The request
Transcribe the lines below verbatim, skipping the images.

Source material
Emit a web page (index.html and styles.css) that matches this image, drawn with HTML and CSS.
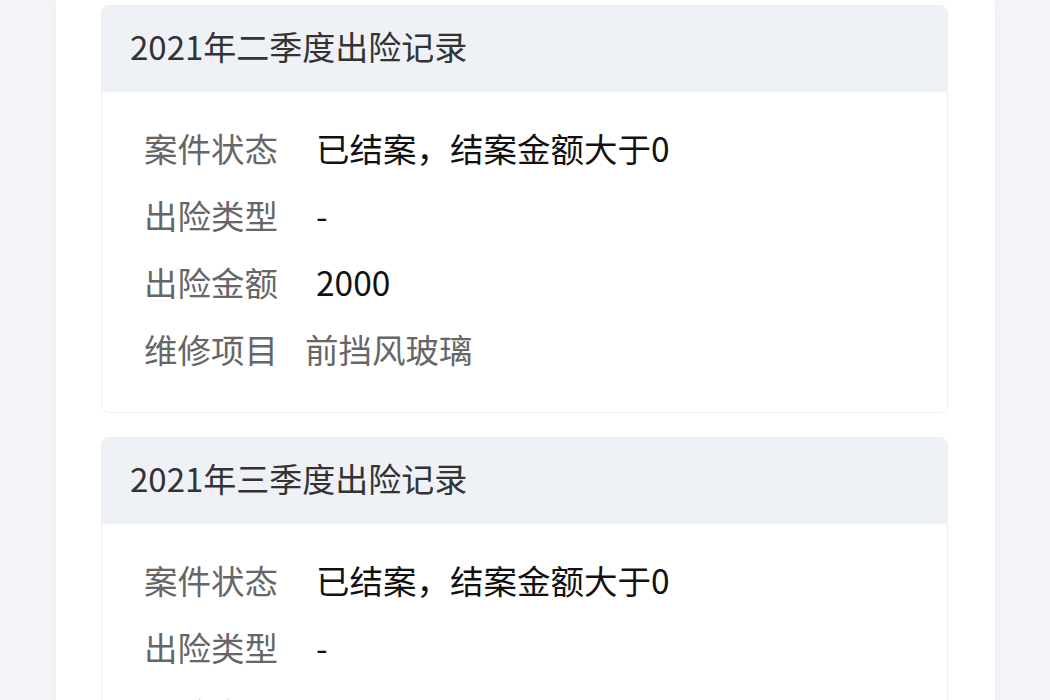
FILE: index.html
```html
<!DOCTYPE html>
<html lang="zh-CN">
<head>
  <meta charset="UTF-8">
  <meta name="viewport" content="width=device-width, initial-scale=1.0">
  <title>出险记录</title>
  <link rel="stylesheet" href="styles.css">
</head>
<body>
  <div class="page">
    <!-- 二季度 -->
    <div class="record">
      <div class="record-title">2021年二季度出险记录</div>
      <div class="record-body">
        <div class="field">
          <span class="field-label">案件状态</span>
          <span class="field-value">已结案，结案金额大于0</span>
        </div>
        <div class="field">
          <span class="field-label">出险类型</span>
          <span class="field-value">-</span>
        </div>
        <div class="field">
          <span class="field-label">出险金额</span>
          <span class="field-value">2000</span>
        </div>
        <div class="field plain">
          <span class="field-label">维修项目</span>
          <span class="field-value">前挡风玻璃</span>
        </div>
      </div>
    </div>

    <!-- 三季度 -->
    <div class="record">
      <div class="record-title">2021年三季度出险记录</div>
      <div class="record-body">
        <div class="field">
          <span class="field-label">案件状态</span>
          <span class="field-value">已结案，结案金额大于0</span>
        </div>
        <div class="field">
          <span class="field-label">出险类型</span>
          <span class="field-value">-</span>
        </div>
        <div class="field">
          <span class="field-label">出险金额</span>
          <span class="field-value">2000</span>
        </div>
        <div class="field plain">
          <span class="field-label">维修项目</span>
          <span class="field-value">前挡风玻璃</span>
        </div>
      </div>
    </div>
  </div>
</body>
</html>
```

FILE: styles.css
```css
  html, body {
    height: 100%;
    overflow: hidden;
  }

  body {
    font-family: "Noto Sans CJK SC", "Noto Sans", sans-serif;
    margin: 0;
    padding: 0;
    background: #f4f5f9;
  }

  .page {
    width: 939px;
    min-height: 100%;
    margin-left: 56px;
    padding: 5px 47px 0 45px;
    box-sizing: border-box;
    background: #fff;
    box-shadow: 0 0 14px rgba(40, 50, 80, 0.04);
  }

  .record {
    border: 1px solid #eceef1;
    border-radius: 8px;
    overflow: hidden;
    margin-bottom: 24px;
  }

  .record-title {
    display: flex;
    align-items: center;
    height: 86px;
    padding: 0 0 7px 28px;
    box-sizing: border-box;
    background: #eef1f6;
    color: #333;
    font-size: 33px;
  }

  .record-body {
    padding: 22px 0 30px 42px;
    background: #fff;
  }

  .field {
    display: flex;
    gap: 38px;
    line-height: 67px;
    font-size: 33.5px;
  }

  .field-label {
    color: #666;
  }

  .field-value {
    color: #111;
  }

  .field.plain {
    gap: 27px;
  }

  .field.plain .field-value {
    color: #666;
  }
```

Solution to this task
Emit a web page (index.html and styles.css) that matches this image, drawn with HTML and CSS.
FILE: index.html
```html
<!DOCTYPE html>
<html lang="zh-CN">
<head>
  <meta charset="UTF-8">
  <meta name="viewport" content="width=device-width, initial-scale=1.0">
  <title>出险记录</title>
  <link rel="stylesheet" href="styles.css">
</head>
<body>
  <div class="page">
    <!-- 二季度 -->
    <div class="record">
      <div class="record-title">2021年二季度出险记录</div>
      <div class="record-body">
        <div class="field">
          <span class="field-label">案件状态</span>
          <span class="field-value">已结案，结案金额大于0</span>
        </div>
        <div class="field">
          <span class="field-label">出险类型</span>
          <span class="field-value">-</span>
        </div>
        <div class="field">
          <span class="field-label">出险金额</span>
          <span class="field-value">2000</span>
        </div>
        <div class="field plain">
          <span class="field-label">维修项目</span>
          <span class="field-value">前挡风玻璃</span>
        </div>
      </div>
    </div>

    <!-- 三季度 -->
    <div class="record">
      <div class="record-title">2021年三季度出险记录</div>
      <div class="record-body">
        <div class="field">
          <span class="field-label">案件状态</span>
          <span class="field-value">已结案，结案金额大于0</span>
        </div>
        <div class="field">
          <span class="field-label">出险类型</span>
          <span class="field-value">-</span>
        </div>
        <div class="field">
          <span class="field-label">出险金额</span>
          <span class="field-value">2000</span>
        </div>
        <div class="field plain">
          <span class="field-label">维修项目</span>
          <span class="field-value">前挡风玻璃</span>
        </div>
      </div>
    </div>
  </div>
</body>
</html>
```

FILE: styles.css
```css
  html, body {
    height: 100%;
    overflow: hidden;
  }

  body {
    font-family: "Noto Sans CJK SC", "Noto Sans", sans-serif;
    margin: 0;
    padding: 0;
    background: #f4f5f9;
  }

  .page {
    width: 939px;
    min-height: 100%;
    margin-left: 56px;
    padding: 5px 47px 0 45px;
    box-sizing: border-box;
    background: #fff;
    box-shadow: 0 0 14px rgba(40, 50, 80, 0.04);
  }

  .record {
    border: 1px solid #eceef1;
    border-radius: 8px;
    overflow: hidden;
    margin-bottom: 24px;
  }

  .record-title {
    display: flex;
    align-items: center;
    height: 86px;
    padding: 0 0 7px 28px;
    box-sizing: border-box;
    background: #eef1f6;
    color: #333;
    font-size: 33px;
  }

  .record-body {
    padding: 22px 0 30px 42px;
    background: #fff;
  }

  .field {
    display: flex;
    gap: 38px;
    line-height: 67px;
    font-size: 33.5px;
  }

  .field-label {
    color: #666;
  }

  .field-value {
    color: #111;
  }

  .field.plain {
    gap: 27px;
  }

  .field.plain .field-value {
    color: #666;
  }
```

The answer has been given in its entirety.